Johnny Depp on Transforming Himself for ‘Black Mass’

"I think that an actor has some degree of responsibility with regard to their audience to change—to give them something different, to give them something new” - Johnny Depp

Johnny Depp in Black Mass

“I think that an actor has some degree of responsibility with regard to their audience to change—to give them something different, to give them something new” – Johnny Depp

While Johnny Depp has been known for transforming himself throughout his career, in recent years most of those transformations involved playing a character under heavy white makeup and/or riffing on his performance as Captain Jack Sparrow. Because of that, Depp portraying real-life Boston gangster Whitey Bulger in the upcoming Black Mass is being welcomed as one of Depp’s more intricate performances in the past decade. In an interview with The Daily Beast, Depp spoke about becoming Bulger and why the convicted murderer wouldn’t meet with him and why he has been so dedicated to transforming himself in his roles.

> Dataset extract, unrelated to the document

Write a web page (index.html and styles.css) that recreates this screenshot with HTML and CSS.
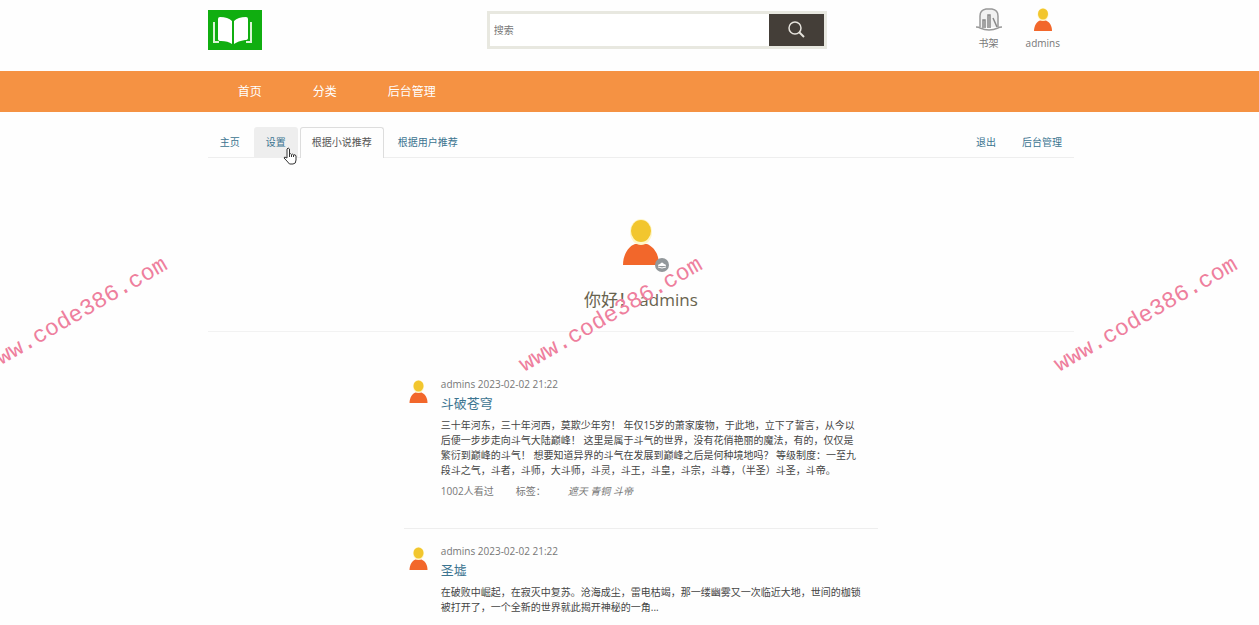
FILE: index.html
```html
<!DOCTYPE html>
<html lang="zh-CN">
<head>
    <meta charset="UTF-8">
    <meta name="viewport" content="width=device-width, initial-scale=1.0">
    <title>个人主页</title>
    <link rel="stylesheet" href="styles.css">
</head>
<body>
    <!-- 公用图标 -->
    <svg class="symbols" aria-hidden="true">
        <symbol id="icon-user" viewBox="0 0 40 48">
            <path d="M2 46C2 35 8 27 14 25h12c7 3 12 10 12 21z" fill="#f2672b"/>
            <ellipse cx="20" cy="13" rx="11" ry="13" fill="#fff6c8"/>
            <ellipse cx="20" cy="12" rx="10" ry="11" fill="#f2c62e"/>
        </symbol>
    </svg>

    <header class="header wrap">
        <a class="logo" href="#" aria-label="首页">
            <svg viewBox="0 0 54 40">
                <rect width="54" height="40" fill="#10ae10"/>
                <path d="M6 12v20h5M43 12v20h-5" fill="none" stroke="#d9f5d5" stroke-width="2"/>
                <path d="M10 9q0-2 2-2 8 0 12 4v23q-4-3-11-3-3 0-3-2z" fill="#fff"/>
                <path d="M40 9q0-2-2-2-8 0-12 4v23q4-3 11-4 3 0 3-2z" fill="#fff"/>
            </svg>
        </a>
        <form class="search">
            <input type="text" placeholder="搜索" aria-label="搜索">
            <button type="button" aria-label="搜索">
                <svg viewBox="0 0 20 20"><circle cx="9" cy="8" r="6" fill="none" stroke="#e6e3dc" stroke-width="1.5"/><path d="M13 12l5 5" stroke="#e6e3dc" stroke-width="2"/></svg>
            </button>
        </form>
        <div class="user-links">
            <a href="#">
                <svg class="shelf-icon" viewBox="0 0 26 24">
                    <path d="M4 19V8q0-6 6-7h6q6 1 6 7v11" fill="#f1f1f1" stroke="#999" stroke-width="1.5"/>
                    <path d="M0 19q3 0 4 1 9 4 18 0 1-1 4-1" fill="none" stroke="#999" stroke-width="1.5"/>
                    <path d="M7 20v-8h2v8M12 20V7h2v13M17 10l4 9" fill="none" stroke="#888" stroke-width="1.5"/>
                </svg>
                <span>书架</span>
            </a>
            <a href="#">
                <svg class="shelf-icon"><use href="#icon-user"/></svg>
                <span>admins</span>
            </a>
        </div>
    </header>

    <nav class="navbar">
        <div class="nav-inner wrap">
            <a href="#">首页</a>
            <a href="#">分类</a>
            <a href="#">后台管理</a>
        </div>
    </nav>

    <main class="wrap">
        <div class="tabs">
            <a href="#">主页</a>
            <a href="#" class="hover">设置
                <svg class="cursor" viewBox="0 0 14 18"><path d="M4 10V2q1-2 2.500 0v5q1-1 2 .5 1-1 2 .5 2-1 2.500 1v4q0 4-3 4H6.500Q4 14 1 11q0-2 3 0zM6.500 7v3M8.500 8v2M10.500 8v2" fill="#fff" stroke="#333"/></svg>
            </a>
            <a href="#" class="active">根据小说推荐</a>
            <a href="#">根据用户推荐</a>
            <a href="#" class="right">退出</a>
            <a href="#">后台管理</a>
        </div>

        <section class="profile">
            <div class="avatar">
                <svg class="avatar-img"><use href="#icon-user"/></svg>
                <svg class="badge" viewBox="0 0 14 14"><circle cx="7" cy="7" r="7" fill="#92989b"/><path d="M3 8q0-2 2-2 2-3 4 0 2 0 2 2z" fill="#fff"/><path d="M3 9q4 2 8 0" fill="none" stroke="#fff"/></svg>
            </div>
            <h1>你好！ admins</h1>
        </section>

        <section class="book-list">
            <article class="book">
                <svg class="book-user"><use href="#icon-user"/></svg>
                <div class="book-body">
                    <div class="book-info">admins <time>2023-02-02 21:22</time></div>
                    <h2><a href="#">斗破苍穹</a></h2>
                    <p>三十年河东，三十年河西，莫欺少年穷！ 年仅15岁的萧家废物，于此地，立下了誓言，从今以后便一步步走向斗气大陆巅峰！ 这里是属于斗气的世界，没有花俏艳丽的魔法，有的，仅仅是繁衍到巅峰的斗气！ 想要知道异界的斗气在发展到巅峰之后是何种境地吗？ 等级制度：一至九段斗之气，斗者，斗师，大斗师，斗灵，斗王，斗皇，斗宗，斗尊，（半圣）斗圣，斗帝。</p>
                    <div class="book-meta">
                        <span>1002人看过</span>
                        <span>标签：</span>
                        <em>遮天 青铜 斗帝</em>
                    </div>
                </div>
            </article>
            <article class="book">
                <svg class="book-user"><use href="#icon-user"/></svg>
                <div class="book-body">
                    <div class="book-info">admins <time>2023-02-02 21:22</time></div>
                    <h2><a href="#">圣墟</a></h2>
                    <p>在破败中崛起，在寂灭中复苏。沧海成尘，雷电枯竭，那一缕幽雾又一次临近大地，世间的枷锁被打开了，一个全新的世界就此揭开神秘的一角...</p>
                </div>
            </article>
        </section>
    </main>

    <!-- 水印 -->
    <div class="watermarks" aria-hidden="true">
        <span class="mark mark-left">www.code386.com</span>
        <span class="mark mark-center">www.code386.com</span>
        <span class="mark mark-right">www.code386.com</span>
    </div>
</body>
</html>
```
FILE: styles.css
```css
* {
    box-sizing: border-box;
}
body {
    position: relative;
    margin: 0;
    background: #fefefe;
    color: #444;
    font-family: "Open Sans", "Noto Sans CJK SC", sans-serif;
    font-size: 10px;
    line-height: 15px;
}
a {
    color: #3b7490;
    text-decoration: none;
}
svg {
    display: block;
}
.symbols {
    position: absolute;
    width: 0;
    height: 0;
}
.wrap {
    padding-left: 16.5%;
    padding-right: 14.7%;
}

/* 顶部 */
.header {
    display: flex;
    justify-content: space-between;
    align-items: flex-start;
    padding-top: 8px;
    height: 71px;
}
.logo svg {
    width: 54px;
    height: 40px;
    margin-top: 2px;
}
.search {
    display: flex;
    flex: 0 0 340px;
    height: 38px;
    margin: 3px 0 0 76px;
    border: 3px solid #e8e8e0;
}
.search input {
    flex: 1;
    min-width: 0;
    padding: 0 4px;
    border: 0;
    background: #fff;
    font: inherit;
}
.search input::placeholder {
    color: #777;
}
.search button {
    display: flex;
    align-items: center;
    justify-content: center;
    width: 55px;
    padding: 0;
    border: 0;
    background: #443e38;
}
.search button svg {
    width: 20px;
    height: 20px;
}
.user-links {
    display: flex;
    gap: 24px;
    padding-right: 14px;
}
.user-links a {
    display: flex;
    flex-direction: column;
    align-items: center;
    gap: 4px;
    color: #777;
}
.shelf-icon {
    width: 26px;
    height: 24px;
}

/* 导航 */
.navbar {
    background: #f59243;
}
.nav-inner {
    display: flex;
    height: 41px;
    align-items: center;
    gap: 51px;
}
.nav-inner a {
    color: #fff;
    font-size: 12px;
}
.nav-inner a:first-child {
    margin-left: 30px;
}

/* 标签页 */
.tabs {
    display: flex;
    gap: 2px;
    margin-top: 15px;
    border-bottom: 1px solid #eee;
}
.tabs a {
    position: relative;
    height: 30px;
    padding: 7px 11px;
    border: 1px solid transparent;
    border-bottom: 0;
    border-radius: 3px 3px 0 0;
}
.tabs .hover {
    background: #eee;
}
.tabs .active {
    height: 31px;
    margin-bottom: -1px;
    border-color: #ddd;
    background: #fefefe;
    color: #555;
}
.tabs .right {
    margin-left: auto;
}
.cursor {
    position: absolute;
    right: 0;
    bottom: -8px;
    z-index: 1;
    width: 14px;
    height: 18px;
}

/* 用户信息 */
.profile {
    display: flex;
    flex-direction: column;
    align-items: center;
    padding: 61px 0 19px;
    border-bottom: 1px solid #f2f2f2;
}
.avatar {
    position: relative;
}
.avatar-img {
    width: 40px;
    height: 48px;
}
.badge {
    position: absolute;
    right: -8px;
    bottom: -5px;
    width: 14px;
    height: 14px;
}
.profile h1 {
    margin: 20px 0 0;
    color: #68634e;
    font-size: 17px;
    font-weight: 400;
    line-height: 25px;
}

/* 小说列表 */
.book-list {
    width: 474px;
    max-width: 100%;
    margin: 26px auto 0;
}
.book {
    display: flex;
    gap: 12px;
    padding: 19px 0 29px 4px;
}
.book + .book {
    border-top: 1px solid #eee;
    padding-top: 15px;
    padding-bottom: 9px;
}
.book-user {
    flex: none;
    width: 21px;
    height: 24px;
    margin-top: 3px;
}
.book-body {
    width: 422px;
}
.book-info {
    color: #777;
}
.book h2 {
    margin: 0;
    font-size: 13px;
    font-weight: 400;
    line-height: 22px;
}
.book p {
    margin: 4px 0 0;
}
.book-meta {
    display: flex;
    gap: 22px;
    margin-top: 6px;
    color: #777;
}

/* 水印 */
.watermarks {
    position: absolute;
    inset: 0;
    overflow: hidden;
    pointer-events: none;
}
.mark {
    position: absolute;
    top: 300px;
    color: #ee7f9d;
    font-family: "Liberation Mono", monospace;
    font-size: 23px;
    line-height: 30px;
    transform: translateX(-50%) rotate(-30deg);
}
.mark-left {
    left: 6%;
}
.mark-center {
    left: 48.5%;
}
.mark-right {
    left: 91%;
}
```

Depp explains that it was essential that he looked like Bulger in the film, right down to eye color. He says, “It was very, very important to look as much like Jimmy Bulger as humanly possible. My eyeballs are black as the ace of spades, so clearly the blue contacts… they were hand-painted because they needed to be piercing, they needed to cut right through you.” As for portraying the crime boss’ personality, Depp says that while he did utilize “FBI surveillance” footage and “a couple of tapes,” most of it came from inside, adding, “It was really just shooting from the hip with Bulger.”

Depp reveals that he did try to meet with Bulger, who is currently serving two life sentences in a Florida prison, but the real-life subject passed. Depp says, “I asked to meet James Bulger through his attorney, Jay Carney, and—as expected—I knew this wouldn’t happen, Bulger respectfully declined because I don’t believe he was a great fan of the book Black Mass. I also don’t believe he was a great fan of any of the books written about him. But Jay Carney was very helpful to me in finding James Bulger. First and foremost, he said, ‘I ain’t gonna say nothin’ that Jimmy wouldn’t want me to say. I will say this, and I’ll say this, but I won’t say anything over here.’ But Jay came to the set a couple of times and watched, and he gave me a lot of confidence because he said he could feel his old friend in what I was doing, which was a very high compliment.

Immersing himself into roles has been important for Depp ever since he starred on TV’s 21 Jump Street. He reveals, “I was stuck in a TV series that was—you know, not to bite the hand that fed me, it put me on the map, so to speak—but it was very frustrating because you realize you end up saying more of someone else’s words in the span of a year than you get to say your own, especially when they’re badly-written words. My heroes were John Barrymore, Lon Chaney Sr., and certainly Marlon Brando, Timothy Carey, John Garfield, all of these guys who would transform. So I suppose it was just an obsession; I always wanted to try to be a character actor more than the ‘poster boy’ they tried to make me more than a hundred years ago. Aside from what it does for me, I think that an actor has some degree of responsibility with regard to their audience to change—to give them something different, to give them something new—each time.”